Gerhard Johannes Paul Domagk (30 October 1895 – 24 April 1964) was a German pathologist and bacteriologist credited with the discovery of Sulfonamidochrysoidine (KI-730) – the first commercially available antibacterial antibiotic (marketed under the brand name Prontosil) – for which he received the 1939 Nobel Prize in Physiology or Medicine.

Domagk was born in Lagow, Brandenburg, the son of a school headmaster. Until he was 14, he attended school in Sommerfeld (now Lubsko, Poland). Domagk studied medicine at the University of Kiel, but volunteered to serve as a soldier in World War I, where he was wounded in December 1914, working the rest of the war as medic. After the war, he finished his studies, and worked at the University of Greifswald, where he researched infections caused by bacteria. In 1925, he followed his professor Walter Gross to the University of Münster (WWU) and became professor there himself. He also started working at the Bayer laboratories at Wuppertal. The same year, he married Gertrud Strübe. Later they would have three sons and a daughter.

He was appointed the director of Bayer's Institute of Pathology and Bacteriology, where he continued the studies of Josef Klarer and Fritz Mietzsch, based on works by Paul Ehrlich, to use dyes, at that time a major product of IG Farben, as antibiotics. He found the sulfonamide Prontosil to be effective against streptococcus, and treated his own daughter with it, saving her the amputation of an arm.

In 1939, Domagk received the Nobel Prize in Medicine for this discovery, the first drug effective against bacterial infections. He was forced by the Nazi regime to refuse the prize and was arrested by the Gestapo for a week. [1][2][3] (This was because the Nazi-critical Carl von Ossietzky had won the Nobel Peace Prize in 1935, which had angered the German government and resulted in German nationals not being permitted by law to accept the Nobel Prize.[3]) Sulfonamides became a revolutionary weapon at the time, surpassing phage therapy, but were later replaced by penicillin, which showed both better effects and fewer side effects (sulfonamides can cause kidney stones and changes in bone marrow).
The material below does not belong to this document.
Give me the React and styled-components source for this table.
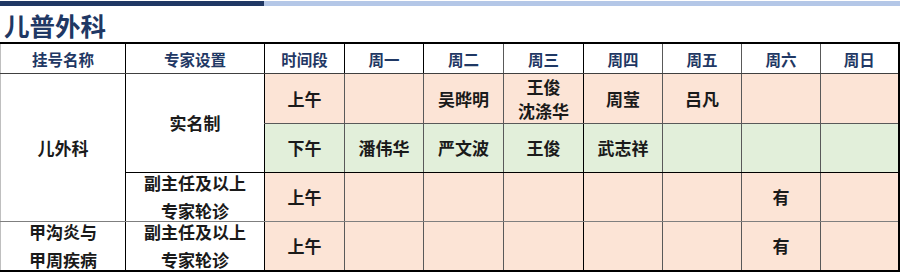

Domagk's work on sulfonamides eventually led to the development of the antituberculosis drugs thiosemicarbazone and isoniazid, which helped to curb the epidemic of tuberculosis which swept Europe after World War II.

After the war, in 1947, Domagk was finally able to receive his Nobel Prize, but not the monetary portion of the prize due to the time that had elapsed.

He became FRS in 1959 such that his short biography was published by the Royal Society in 1964. [4][5] He changed his focus to tuberculosis and chemotherapy against cancer. He continued to live and work in Wuppertal. Domagk died in Burgberg near Königsfeld, Schwarzwald.

References

  1. ^ Thomas Hager, The Demon Under the Microscope (2006) ISBN 1400082137 (cited in "The Saga of a Sulfa Drug Pioneer" - NPR Weekend Edition 23 December 2006)
  2. ^ NobelPrize.org
  3. ^ a b Schück, Henrik; Ragnar Sohlman, Anders Österling, Göran Liljestrand, Arne Westgren, Manne Siegbahn, August Schou, Nils K. Ståhle (1950). "The Prize in Physiology and Medicine: The Nobel Prizes in Wartime". in Nobel Foundation. Nobel: The Man and His Prizes. Stockholm: Klara Civiltryckeri. pp. 167–179. 
  4. ^ L. Colebrook, Gerhard Domagk, Biog Mem. Fellows Roy. Soc., vol. 10 (1964), pp. 39-50.
  5. ^ Schück, Henrik; Ragnar Sohlman, Anders Österling, Göran Liljestrand, Arne Westgren, Manne Siegbahn, August Schou, Nils K. Ståhle (1950). "The Prize in Physiology and Medicine: The Nobel Prizes in Wartime". in Nobel Foundation. Nobel: The Man and His Prizes. Stockholm: Klara Civiltryckeri. pp. 167–179.